When Should E2E Tests Run?
E2E tests are expensive but also an important guard. However, they shouldn’t be the Agent daily development inner loop. Best timing is usually after merging to release, recording frequently-missed high-risk main paths, especially for core feature modules that might have frequent changes.
E2E should verify user paths are established, ensuring business flows are smooth from start to end. My approach is adding nightly scheduled tasks in CI for more complete E2E suites. Only add local runs for high-risk changes.
My Current Flow: From Feature Issue to Release, Which Tests Should Run?

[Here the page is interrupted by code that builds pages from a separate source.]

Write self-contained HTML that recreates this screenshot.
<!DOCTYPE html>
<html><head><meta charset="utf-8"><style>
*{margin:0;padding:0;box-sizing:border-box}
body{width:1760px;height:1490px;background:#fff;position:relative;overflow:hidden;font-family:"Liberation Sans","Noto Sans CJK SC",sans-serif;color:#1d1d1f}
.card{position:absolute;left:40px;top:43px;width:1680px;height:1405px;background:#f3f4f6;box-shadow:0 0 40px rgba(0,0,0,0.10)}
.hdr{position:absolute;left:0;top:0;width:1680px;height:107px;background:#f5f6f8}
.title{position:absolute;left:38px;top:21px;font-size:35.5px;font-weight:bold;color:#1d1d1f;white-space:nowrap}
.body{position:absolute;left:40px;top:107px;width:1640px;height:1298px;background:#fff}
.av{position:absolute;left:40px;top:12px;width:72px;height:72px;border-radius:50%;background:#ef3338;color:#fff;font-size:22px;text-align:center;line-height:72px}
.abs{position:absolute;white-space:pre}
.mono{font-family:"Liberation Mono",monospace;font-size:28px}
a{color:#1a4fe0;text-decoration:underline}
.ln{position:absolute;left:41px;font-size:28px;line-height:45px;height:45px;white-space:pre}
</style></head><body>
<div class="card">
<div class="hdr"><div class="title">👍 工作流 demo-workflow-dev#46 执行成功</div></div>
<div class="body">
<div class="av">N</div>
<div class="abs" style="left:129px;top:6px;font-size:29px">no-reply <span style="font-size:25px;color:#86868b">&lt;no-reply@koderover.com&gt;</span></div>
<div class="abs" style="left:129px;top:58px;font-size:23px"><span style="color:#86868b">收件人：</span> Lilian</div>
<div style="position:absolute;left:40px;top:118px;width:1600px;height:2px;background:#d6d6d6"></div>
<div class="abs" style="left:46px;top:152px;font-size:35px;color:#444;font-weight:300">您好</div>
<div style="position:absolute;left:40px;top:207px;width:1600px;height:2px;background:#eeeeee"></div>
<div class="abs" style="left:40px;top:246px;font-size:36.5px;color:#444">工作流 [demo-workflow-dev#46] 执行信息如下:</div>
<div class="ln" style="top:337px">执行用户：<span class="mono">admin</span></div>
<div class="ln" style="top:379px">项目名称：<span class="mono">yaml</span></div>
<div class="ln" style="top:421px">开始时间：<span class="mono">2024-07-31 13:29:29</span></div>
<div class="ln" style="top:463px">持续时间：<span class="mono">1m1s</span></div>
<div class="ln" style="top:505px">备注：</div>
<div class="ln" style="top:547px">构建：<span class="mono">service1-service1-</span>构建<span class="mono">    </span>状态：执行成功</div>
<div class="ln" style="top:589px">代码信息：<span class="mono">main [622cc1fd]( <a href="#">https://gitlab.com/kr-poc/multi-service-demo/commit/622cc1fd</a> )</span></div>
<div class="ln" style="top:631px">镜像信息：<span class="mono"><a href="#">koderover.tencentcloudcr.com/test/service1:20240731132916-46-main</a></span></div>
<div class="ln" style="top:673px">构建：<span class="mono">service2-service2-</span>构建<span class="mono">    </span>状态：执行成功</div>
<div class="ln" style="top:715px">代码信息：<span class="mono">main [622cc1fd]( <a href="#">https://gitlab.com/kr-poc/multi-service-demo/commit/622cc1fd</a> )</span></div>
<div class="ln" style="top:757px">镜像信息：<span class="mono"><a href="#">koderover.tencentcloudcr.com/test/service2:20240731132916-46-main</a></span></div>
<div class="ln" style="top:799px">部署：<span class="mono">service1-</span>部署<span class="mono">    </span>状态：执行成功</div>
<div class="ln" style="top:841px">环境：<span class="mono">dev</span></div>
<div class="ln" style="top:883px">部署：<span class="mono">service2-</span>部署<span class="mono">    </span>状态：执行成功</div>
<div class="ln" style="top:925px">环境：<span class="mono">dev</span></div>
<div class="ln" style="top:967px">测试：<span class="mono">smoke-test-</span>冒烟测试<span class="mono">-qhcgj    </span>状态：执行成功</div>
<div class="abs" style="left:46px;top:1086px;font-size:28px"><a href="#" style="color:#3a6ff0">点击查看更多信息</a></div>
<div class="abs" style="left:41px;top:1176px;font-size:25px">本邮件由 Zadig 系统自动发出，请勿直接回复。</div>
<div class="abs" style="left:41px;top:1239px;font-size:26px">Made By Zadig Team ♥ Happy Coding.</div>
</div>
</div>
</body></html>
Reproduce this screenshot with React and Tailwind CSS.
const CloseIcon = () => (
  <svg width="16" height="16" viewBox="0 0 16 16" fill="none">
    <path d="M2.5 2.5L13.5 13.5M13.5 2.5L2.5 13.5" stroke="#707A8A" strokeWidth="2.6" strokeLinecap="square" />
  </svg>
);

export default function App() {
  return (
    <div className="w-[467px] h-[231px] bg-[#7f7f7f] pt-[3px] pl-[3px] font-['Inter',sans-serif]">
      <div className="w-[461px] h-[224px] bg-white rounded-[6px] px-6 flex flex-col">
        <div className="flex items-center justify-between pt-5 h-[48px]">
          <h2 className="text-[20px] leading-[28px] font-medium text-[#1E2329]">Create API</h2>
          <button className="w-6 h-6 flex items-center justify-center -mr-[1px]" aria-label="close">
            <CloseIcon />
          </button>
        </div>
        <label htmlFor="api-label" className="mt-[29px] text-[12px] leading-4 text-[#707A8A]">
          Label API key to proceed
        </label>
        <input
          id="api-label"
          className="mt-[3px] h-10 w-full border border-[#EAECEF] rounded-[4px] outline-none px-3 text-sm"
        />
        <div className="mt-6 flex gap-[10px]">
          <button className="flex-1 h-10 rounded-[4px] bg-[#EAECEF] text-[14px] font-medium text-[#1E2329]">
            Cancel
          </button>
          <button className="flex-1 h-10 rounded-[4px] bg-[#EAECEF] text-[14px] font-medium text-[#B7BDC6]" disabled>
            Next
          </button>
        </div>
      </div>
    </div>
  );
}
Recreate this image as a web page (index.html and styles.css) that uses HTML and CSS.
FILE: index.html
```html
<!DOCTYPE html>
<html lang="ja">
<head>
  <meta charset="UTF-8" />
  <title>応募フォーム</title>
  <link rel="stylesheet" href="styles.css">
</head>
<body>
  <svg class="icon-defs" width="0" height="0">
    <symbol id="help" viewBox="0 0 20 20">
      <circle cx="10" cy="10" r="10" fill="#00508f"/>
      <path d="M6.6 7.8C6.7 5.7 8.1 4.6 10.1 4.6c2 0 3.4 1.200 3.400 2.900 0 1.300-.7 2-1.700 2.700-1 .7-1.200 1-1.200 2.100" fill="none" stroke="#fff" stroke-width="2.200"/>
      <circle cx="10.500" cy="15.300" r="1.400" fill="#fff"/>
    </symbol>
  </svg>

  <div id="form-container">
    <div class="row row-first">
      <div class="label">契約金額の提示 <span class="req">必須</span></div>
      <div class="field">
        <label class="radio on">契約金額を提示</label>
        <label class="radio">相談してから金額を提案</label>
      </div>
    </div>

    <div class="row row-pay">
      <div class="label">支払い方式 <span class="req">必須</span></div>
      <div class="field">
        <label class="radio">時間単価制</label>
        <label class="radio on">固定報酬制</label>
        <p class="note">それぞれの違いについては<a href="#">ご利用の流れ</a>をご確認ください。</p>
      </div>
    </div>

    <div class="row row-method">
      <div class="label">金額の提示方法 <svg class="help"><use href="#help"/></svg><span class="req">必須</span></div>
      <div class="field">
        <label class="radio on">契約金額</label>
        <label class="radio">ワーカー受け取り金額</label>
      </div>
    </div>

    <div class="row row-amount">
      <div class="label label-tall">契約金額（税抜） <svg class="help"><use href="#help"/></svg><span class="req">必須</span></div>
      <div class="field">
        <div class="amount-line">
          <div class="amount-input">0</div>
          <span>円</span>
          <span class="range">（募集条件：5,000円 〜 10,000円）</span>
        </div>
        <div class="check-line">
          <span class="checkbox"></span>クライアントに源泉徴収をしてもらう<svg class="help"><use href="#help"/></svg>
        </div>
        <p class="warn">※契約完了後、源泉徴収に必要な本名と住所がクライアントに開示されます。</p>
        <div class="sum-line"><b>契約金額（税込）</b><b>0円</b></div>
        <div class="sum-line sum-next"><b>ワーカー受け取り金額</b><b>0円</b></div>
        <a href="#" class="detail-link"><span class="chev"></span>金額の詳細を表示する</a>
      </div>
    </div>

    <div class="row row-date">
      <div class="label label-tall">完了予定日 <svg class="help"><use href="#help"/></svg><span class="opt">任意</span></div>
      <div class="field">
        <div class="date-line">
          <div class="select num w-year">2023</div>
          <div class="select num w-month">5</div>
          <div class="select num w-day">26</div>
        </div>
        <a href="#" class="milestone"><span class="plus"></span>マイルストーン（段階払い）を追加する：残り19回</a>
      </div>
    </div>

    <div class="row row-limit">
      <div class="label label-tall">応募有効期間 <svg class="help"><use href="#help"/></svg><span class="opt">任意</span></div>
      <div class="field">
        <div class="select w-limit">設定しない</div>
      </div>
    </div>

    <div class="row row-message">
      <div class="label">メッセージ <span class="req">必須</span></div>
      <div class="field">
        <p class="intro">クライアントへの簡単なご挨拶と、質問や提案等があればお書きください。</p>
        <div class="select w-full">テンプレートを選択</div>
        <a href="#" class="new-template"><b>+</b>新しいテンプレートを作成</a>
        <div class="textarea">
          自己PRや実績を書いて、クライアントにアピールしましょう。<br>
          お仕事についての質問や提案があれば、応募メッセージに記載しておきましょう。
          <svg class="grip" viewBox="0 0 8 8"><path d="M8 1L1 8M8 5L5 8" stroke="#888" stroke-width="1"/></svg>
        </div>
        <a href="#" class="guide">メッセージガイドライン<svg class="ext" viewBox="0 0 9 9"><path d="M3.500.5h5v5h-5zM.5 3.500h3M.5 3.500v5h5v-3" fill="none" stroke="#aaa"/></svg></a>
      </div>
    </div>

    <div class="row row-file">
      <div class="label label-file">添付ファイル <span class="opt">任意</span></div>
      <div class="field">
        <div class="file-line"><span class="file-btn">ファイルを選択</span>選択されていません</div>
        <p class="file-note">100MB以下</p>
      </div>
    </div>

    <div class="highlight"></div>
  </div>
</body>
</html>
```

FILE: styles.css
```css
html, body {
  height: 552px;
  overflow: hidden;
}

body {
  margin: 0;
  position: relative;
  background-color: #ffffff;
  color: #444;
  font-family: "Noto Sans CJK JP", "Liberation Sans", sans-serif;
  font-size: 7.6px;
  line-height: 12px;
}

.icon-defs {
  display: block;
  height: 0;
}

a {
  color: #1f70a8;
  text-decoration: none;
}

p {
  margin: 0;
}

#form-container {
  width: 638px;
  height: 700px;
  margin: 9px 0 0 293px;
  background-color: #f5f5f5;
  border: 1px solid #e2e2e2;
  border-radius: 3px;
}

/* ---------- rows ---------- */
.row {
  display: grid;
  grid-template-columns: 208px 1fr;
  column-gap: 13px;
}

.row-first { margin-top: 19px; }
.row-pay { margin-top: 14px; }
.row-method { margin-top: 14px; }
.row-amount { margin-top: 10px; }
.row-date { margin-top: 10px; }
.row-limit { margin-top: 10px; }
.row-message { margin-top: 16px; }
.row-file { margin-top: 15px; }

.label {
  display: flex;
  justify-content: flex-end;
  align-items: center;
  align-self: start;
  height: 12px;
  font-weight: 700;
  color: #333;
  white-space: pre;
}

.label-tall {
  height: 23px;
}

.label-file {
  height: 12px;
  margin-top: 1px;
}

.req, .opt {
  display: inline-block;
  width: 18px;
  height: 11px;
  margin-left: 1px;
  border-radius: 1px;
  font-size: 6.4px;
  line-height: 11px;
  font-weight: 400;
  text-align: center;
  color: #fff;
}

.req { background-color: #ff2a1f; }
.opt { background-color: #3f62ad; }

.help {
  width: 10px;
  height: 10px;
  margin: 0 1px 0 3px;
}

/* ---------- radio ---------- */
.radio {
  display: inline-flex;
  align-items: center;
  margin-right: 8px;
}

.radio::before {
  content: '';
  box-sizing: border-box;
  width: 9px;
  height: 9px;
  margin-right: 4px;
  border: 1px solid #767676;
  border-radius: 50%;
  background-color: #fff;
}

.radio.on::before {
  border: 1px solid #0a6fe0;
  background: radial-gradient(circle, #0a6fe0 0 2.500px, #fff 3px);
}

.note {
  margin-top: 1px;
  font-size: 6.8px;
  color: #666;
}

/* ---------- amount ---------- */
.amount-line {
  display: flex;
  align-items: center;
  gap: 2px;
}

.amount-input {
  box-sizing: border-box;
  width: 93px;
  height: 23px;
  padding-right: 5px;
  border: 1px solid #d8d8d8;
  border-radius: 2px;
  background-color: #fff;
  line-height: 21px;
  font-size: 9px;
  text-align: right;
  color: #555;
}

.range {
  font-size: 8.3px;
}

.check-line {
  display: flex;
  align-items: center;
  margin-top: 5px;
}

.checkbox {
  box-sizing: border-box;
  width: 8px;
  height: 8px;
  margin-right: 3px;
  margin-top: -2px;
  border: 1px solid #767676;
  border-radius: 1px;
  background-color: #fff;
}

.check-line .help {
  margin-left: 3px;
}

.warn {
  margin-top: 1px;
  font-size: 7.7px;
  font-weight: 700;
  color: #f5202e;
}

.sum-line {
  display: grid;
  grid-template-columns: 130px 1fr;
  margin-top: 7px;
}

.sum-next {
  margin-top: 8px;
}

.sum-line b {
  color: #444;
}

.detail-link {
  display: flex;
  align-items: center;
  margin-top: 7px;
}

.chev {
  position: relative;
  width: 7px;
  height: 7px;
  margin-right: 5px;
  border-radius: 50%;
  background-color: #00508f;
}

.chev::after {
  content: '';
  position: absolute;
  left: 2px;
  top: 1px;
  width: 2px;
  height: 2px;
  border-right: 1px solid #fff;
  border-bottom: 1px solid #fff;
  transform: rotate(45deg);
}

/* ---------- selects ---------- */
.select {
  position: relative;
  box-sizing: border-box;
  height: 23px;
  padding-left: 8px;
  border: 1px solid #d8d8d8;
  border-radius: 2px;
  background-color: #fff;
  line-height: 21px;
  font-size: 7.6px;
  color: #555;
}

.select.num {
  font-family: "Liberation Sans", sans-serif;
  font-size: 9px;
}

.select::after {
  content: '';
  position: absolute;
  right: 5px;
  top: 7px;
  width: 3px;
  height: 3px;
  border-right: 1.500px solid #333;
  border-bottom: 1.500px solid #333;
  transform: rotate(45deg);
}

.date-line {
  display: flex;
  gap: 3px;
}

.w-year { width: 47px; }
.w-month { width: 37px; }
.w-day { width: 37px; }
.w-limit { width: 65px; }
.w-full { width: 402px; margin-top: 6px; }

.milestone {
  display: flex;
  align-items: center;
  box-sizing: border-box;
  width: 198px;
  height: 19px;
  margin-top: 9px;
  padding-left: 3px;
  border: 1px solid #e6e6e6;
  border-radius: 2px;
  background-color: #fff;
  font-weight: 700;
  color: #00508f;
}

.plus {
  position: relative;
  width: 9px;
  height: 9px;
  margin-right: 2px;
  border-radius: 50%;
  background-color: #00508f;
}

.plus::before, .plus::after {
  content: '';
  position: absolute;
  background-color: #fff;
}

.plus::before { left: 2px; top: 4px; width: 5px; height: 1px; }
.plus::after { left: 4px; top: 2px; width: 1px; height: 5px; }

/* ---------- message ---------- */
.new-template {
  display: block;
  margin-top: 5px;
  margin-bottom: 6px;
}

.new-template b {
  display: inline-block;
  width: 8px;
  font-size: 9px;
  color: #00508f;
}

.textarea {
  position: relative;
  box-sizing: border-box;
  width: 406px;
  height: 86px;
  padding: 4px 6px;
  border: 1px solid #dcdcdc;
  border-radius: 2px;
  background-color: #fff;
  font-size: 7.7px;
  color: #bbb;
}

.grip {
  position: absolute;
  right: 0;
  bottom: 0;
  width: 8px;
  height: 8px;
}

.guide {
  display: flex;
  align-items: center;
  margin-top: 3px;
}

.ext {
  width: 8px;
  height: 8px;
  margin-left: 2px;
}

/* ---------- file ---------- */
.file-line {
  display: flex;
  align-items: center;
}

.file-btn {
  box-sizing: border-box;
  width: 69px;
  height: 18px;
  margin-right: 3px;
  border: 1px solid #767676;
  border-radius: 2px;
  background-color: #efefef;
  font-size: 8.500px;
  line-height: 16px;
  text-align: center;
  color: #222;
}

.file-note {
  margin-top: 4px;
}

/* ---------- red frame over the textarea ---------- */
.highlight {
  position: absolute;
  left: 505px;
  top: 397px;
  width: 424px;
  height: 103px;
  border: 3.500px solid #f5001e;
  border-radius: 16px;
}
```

Based on my development rhythm, here’s how I designed it:
| Stage | Goal | Required Tests |
|---|---|---|
| Create feature issue | Define acceptance criteria | Write test strategy first, don’t run yet |
| Agent develops local logic | Catch low-level errors fast | Unit tests |
| Feature complete | Verify module collaboration | API/contract tests |
| Open PR / prepare merge | Prevent pollution to main | Smoke tests + necessary regression |
| Merge to release candidate | Verify integration stability | Release smoke test |
| Before production | Verify key user paths | Key E2E |
Test Section That Should Be in an Issue Template
## Feature
Support importing new vendor CSV format
## Risks
- Field mapping changes
- Null value handling
- List page display after import
- Old format compatibility
## Required tests
- [ ] Unit tests: field mapping / null handling / schema validation
- [ ] API tests: import API response / DB write result
- [ ] Smoke tests: list page viewable after import
- [ ] E2E: only on release candidate - "upload CSV → import success → list visible" main path
## Merge gate
- Unit tests pass
- API tests pass
- smoke passes
This isn’t the complete template—it’s an addition to my previous issue template. Check previous articles for the full template.
All test files need to be written by the Agent during development. This article focuses on timing for each test type. These logics can all be defined via hooks or Agent skills. I feel I’m already the slowest part of the development process, so I write more tests to reduce my workload.